COVID-19 and Aus-China relationship’s zombie economic idea
How exposed is Australia’s economy to the PRC? Is this level of exposure serving Australia’s national interest?
Beyond challenges in the realm of public health, the COVID-19 pandemic has also caused a wave of disruption for economies the world over, including Australia and its largest trading partner, the People’s Republic of China (PRC). Long lurking in the shadow of the bilateral economic relationship between Australia and the PRC is a zombie economic idea – an economic idea that should have been laid to rest by an accumulation of facts and evidence, but which continues to stalk public policy debate: that Australian entities engaging heavily with the PRC market are irresponsible, and that at a national level, Australia is too dependent on the PRC. This is often accompanied by calls for the Australian government to force a diversification of Australia’s economic relationships. The COVID-19 pandemic has seen this zombie economic idea injected with a fresh dose of un-life.
How exposed is Australia’s economy to the PRC? What is behind this exposure? Is this level of exposure serving Australia’s national interest? Should Australian entities continue to engage extensively with the PRC? What are the prospects for greater diversification of Australia’s economic relationships in the near future?
The Australia-China Relations Institute at the University of Technology Sydney (UTS:ACRI) will be launching a report tackling these questions and more in a webinar featuring lead author, Professor James Laurenceson, Director of UTS:ACRI, in conversation with Rowan Callick OBE, author of Party Time: Who runs China and how, former China correspondent for The Australian, and UTS:ACRI Advisory Board member. An audience Q&A will follow.
The report ‘COVID-19 and the Australia-China relationship’s zombie economic idea’ by James Laurenceson and Michael Zhou will be published on May 7. It will be available on the UTS:ACRI website.
About the speakers
Professor James Laurenceson is Director of the Australia-China Relations Institute at UTS.

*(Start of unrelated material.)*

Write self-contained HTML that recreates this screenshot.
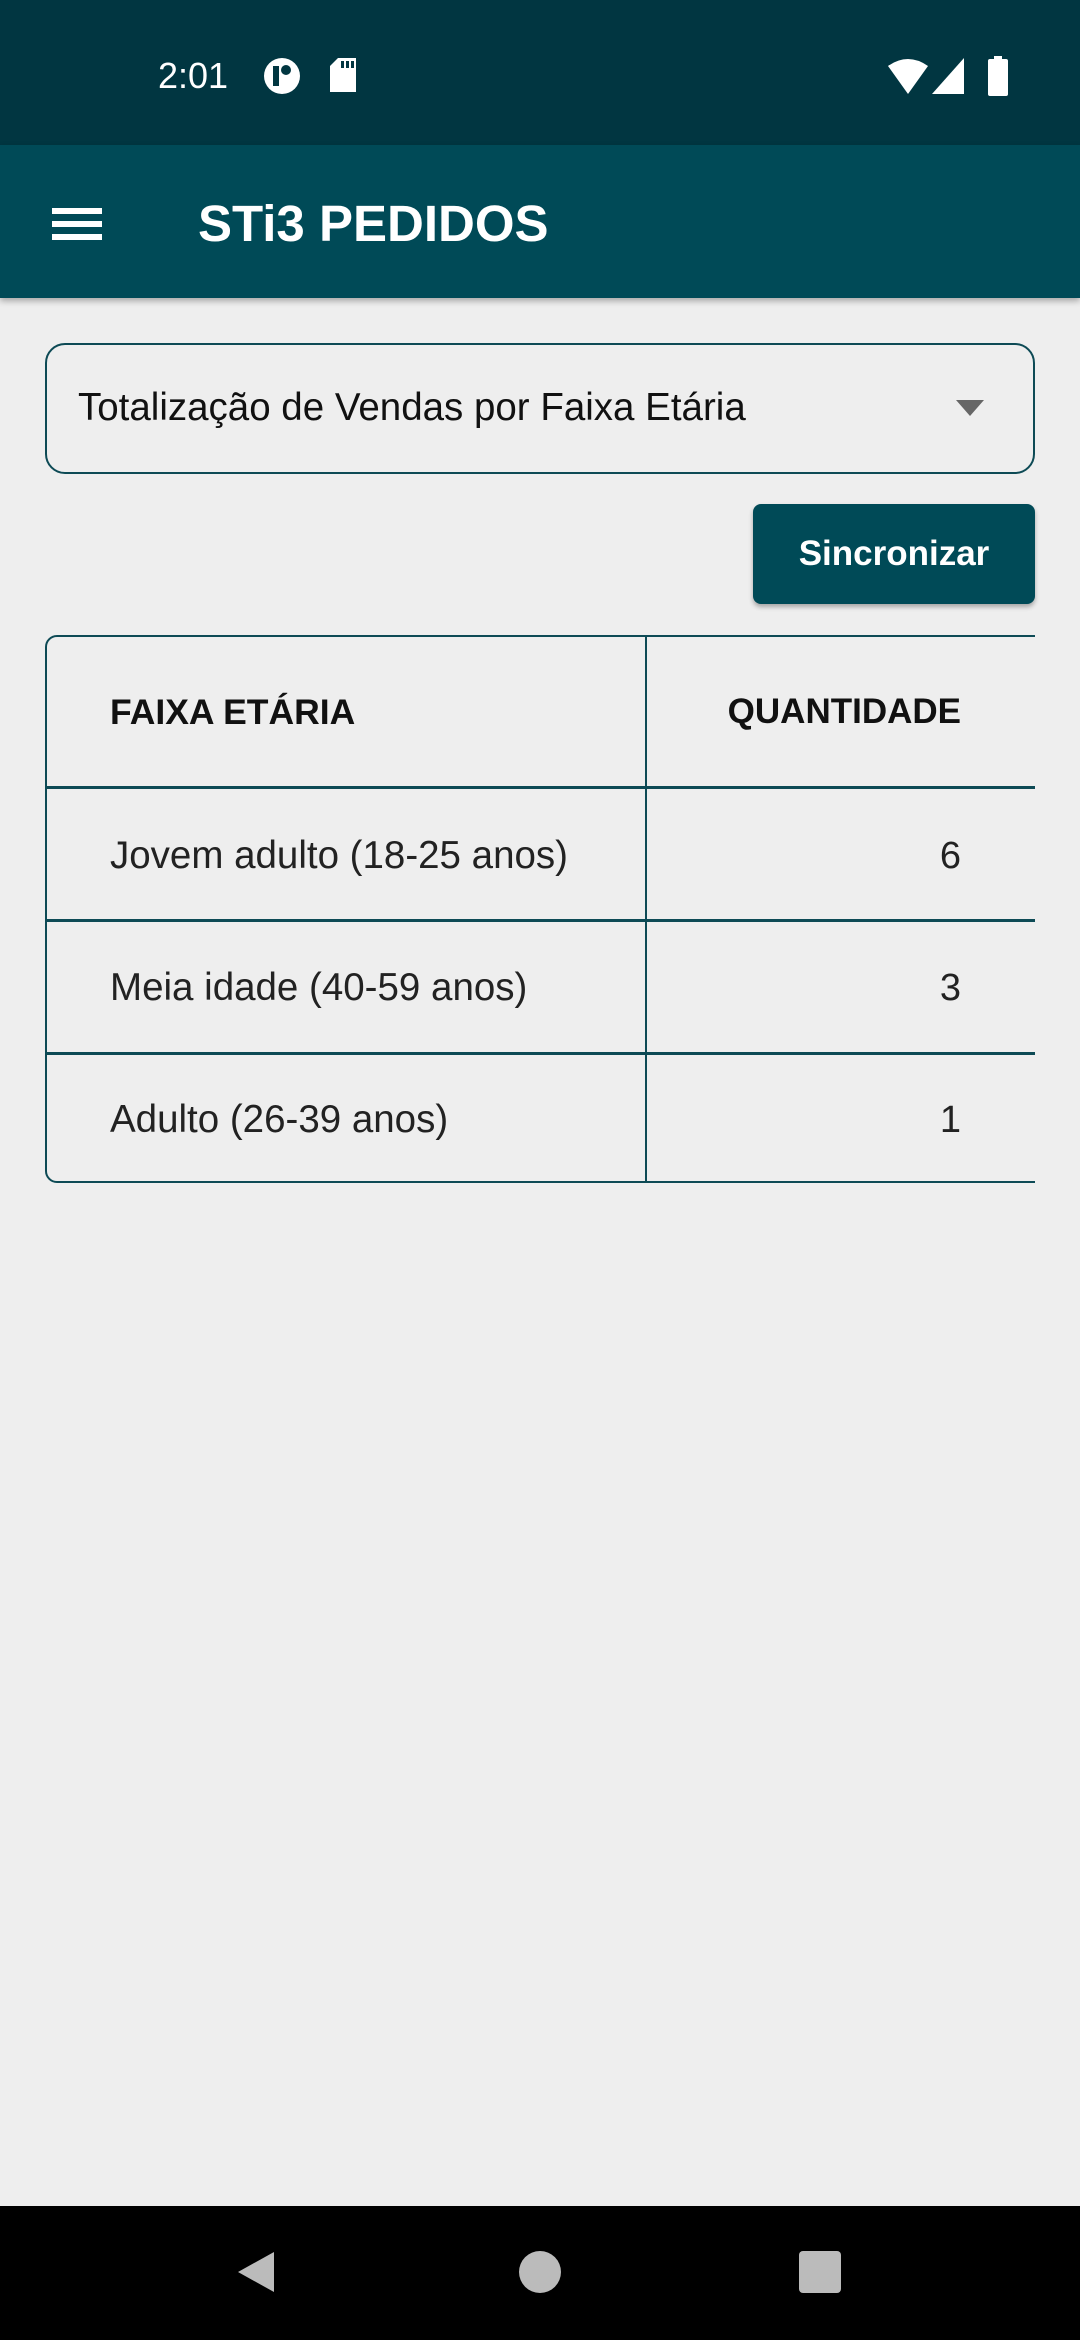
<!DOCTYPE html>
<html><head><meta charset="utf-8"><style>
*{margin:0;padding:0;box-sizing:border-box}
body{width:1080px;height:2340px;background:#eeeeee;font-family:"Liberation Sans",sans-serif;position:relative;overflow:hidden}
.abs{position:absolute}
</style></head><body>
<div class="abs" style="left:0;top:0;width:1080px;height:145px;background:#013641"></div>
<div class="abs" style="left:158px;top:52px;color:#fff;font-size:36px;line-height:48px">2:01</div>
<svg class="abs" style="left:262px;top:56px" width="40" height="40" viewBox="0 0 40 40"><circle cx="20" cy="20" r="18" fill="#fff"/><rect x="11" y="10" width="6" height="20" fill="#013641"/><circle cx="24" cy="14" r="5" fill="#013641"/></svg>
<svg class="abs" style="left:328px;top:58px" width="30" height="36" viewBox="0 0 30 36"><path d="M10 0H28V34H2V8Z" fill="#fff"/><rect x="13" y="3" width="3" height="7" fill="#013641"/><rect x="18" y="3" width="3" height="7" fill="#013641"/><rect x="23" y="3" width="3" height="7" fill="#013641"/></svg>
<svg class="abs" style="left:886px;top:58px" width="44" height="36" viewBox="0 0 44 36"><path d="M2 8Q22-6 42 8L22 36Z" fill="#fff"/></svg>
<svg class="abs" style="left:932px;top:58px" width="34" height="36" viewBox="0 0 34 36"><path d="M32 0V36H0Z" fill="#fff"/></svg>
<svg class="abs" style="left:986px;top:56px" width="24" height="40" viewBox="0 0 24 40"><rect x="8" y="0" width="8" height="4" fill="#fff"/><rect x="2" y="3" width="20" height="37" rx="2" fill="#fff"/></svg>
<div class="abs" style="left:0;top:145px;width:1080px;height:153px;background:#004a57;box-shadow:0 3px 6px rgba(0,0,0,.3)"></div>
<div class="abs" style="left:52px;top:208px;width:50px;height:6px;background:#fff"></div>
<div class="abs" style="left:52px;top:221px;width:50px;height:6px;background:#fff"></div>
<div class="abs" style="left:52px;top:234px;width:50px;height:6px;background:#fff"></div>
<div class="abs" style="left:198px;top:192px;color:#fff;font-size:51px;font-weight:bold;line-height:64px">STi3 PEDIDOS</div>
<div class="abs" style="left:45px;top:343px;width:990px;height:131px;border:2px solid #0d4a55;border-radius:20px"></div>
<div class="abs" style="left:78px;top:386px;font-size:38.5px;line-height:44px;color:#111">Totalização de Vendas por Faixa Etária</div>
<svg class="abs" style="left:956px;top:400px" width="28" height="16"><path d="M0 0H28L14 16Z" fill="#666"/></svg>
<div class="abs" style="left:753px;top:504px;width:282px;height:100px;background:#004a57;border-radius:8px;box-shadow:0 3px 5px rgba(0,0,0,.3);color:#fff;font-size:35px;font-weight:bold;text-align:center;line-height:100px">Sincronizar</div>
<div class="abs" style="left:45px;top:635px;width:1100px;height:548px;border:2px solid #0d4a55;border-radius:12px"></div>
<div class="abs" style="left:645px;top:635px;width:2px;height:548px;background:#0d4a55"></div>
<div class="abs" style="left:45px;top:786px;width:1035px;height:3px;background:#0d4a55"></div>
<div class="abs" style="left:45px;top:919px;width:1035px;height:3px;background:#0d4a55"></div>
<div class="abs" style="left:45px;top:1052px;width:1035px;height:3px;background:#0d4a55"></div>
<div class="abs" style="left:1035px;top:620px;width:45px;height:580px;background:#eeeeee"></div>
<div class="abs" style="left:110px;top:690px;font-size:35.5px;font-weight:bold;color:#111;line-height:44px">FAIXA ETÁRIA</div>
<div class="abs" style="left:600px;width:361px;text-align:right;top:690px;font-size:35px;font-weight:bold;color:#111;line-height:44px">QUANTIDADE</div>
<div class="abs" style="left:110px;top:834px;font-size:38.5px;color:#222;line-height:44px">Jovem adulto (18-25 anos)</div>
<div class="abs" style="left:600px;width:361px;text-align:right;top:834px;font-size:38px;color:#222;line-height:44px">6</div>
<div class="abs" style="left:110px;top:966px;font-size:38.5px;color:#222;line-height:44px">Meia idade (40-59 anos)</div>
<div class="abs" style="left:600px;width:361px;text-align:right;top:966px;font-size:38px;color:#222;line-height:44px">3</div>
<div class="abs" style="left:110px;top:1098px;font-size:38.5px;color:#222;line-height:44px">Adulto (26-39 anos)</div>
<div class="abs" style="left:600px;width:361px;text-align:right;top:1098px;font-size:38px;color:#222;line-height:44px">1</div>
<div class="abs" style="left:0;top:2206px;width:1080px;height:134px;background:#000"></div>
<svg class="abs" style="left:234px;top:2250px" width="44" height="44"><path d="M40 2V42L4 22Z" fill="#bbb"/></svg>
<div class="abs" style="left:519px;top:2251px;width:42px;height:42px;border-radius:50%;background:#bbb"></div>
<div class="abs" style="left:799px;top:2251px;width:42px;height:42px;border-radius:4px;background:#bbb"></div>
</body></html>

He has previously held appointments at the University of Queensland (Australia), Shandong University (China) and Shimonoseki City University (Japan). He was President of the Chinese Economics Society of Australia from 2012-2014.
His academic research has been published in leading scholarly journals including China Economic Review and China Economic Journal.
Professor Laurenceson also provides regular commentary on contemporary developments in China’s economy and the Australia-China economic relationship. His opinion pieces have appeared in The Australian Financial Review, The Australian, Sydney Morning Herald, South China Morning Post, amongst many others.
Author, columnist and UTS:ACRI Advisory Board member Rowan Callick worked for almost 20 years for The Australian Financial Review, finally as Asia Pacific Editor. He was China Correspondent for the AFR, based in Hong Kong, from 1996-2000. From 1990-1992 he was a senior writer with Time magazine. He worked for The Australian from the start of 2006 until mid-2018, twice serving as China Correspondent in Beijing, and also as Asia-Pacific Editor. He continues to write regularly for the newspaper.
Rowan is a board member of the National Foundation for Australia-China Relations, and a member of the Advisory Boards of La Trobe University's Asia Institute and of its China Studies Department. He is a Fellow of the Australian Institute of International Affairs and an Industry Fellow at Griffith University’s Asia Institute.
He has written three books published in both English and Chinese, including Comrades & Capitalists: Hong Kong Since the Handover (UNSW Press, 1998); and Party Time: Who Runs China and How (Black Inc, 2013) in Australia, then internationally as The Party Forever (Palgrave Macmillan, 2013). He won the Graham Perkin Award for Journalist of the Year for 1995, and two Walkley Awards, for Asia-Pacific coverage, for 1997 and 2007. He was awarded an OBE in 2015 for services to journalism and to the training of PNG journalists.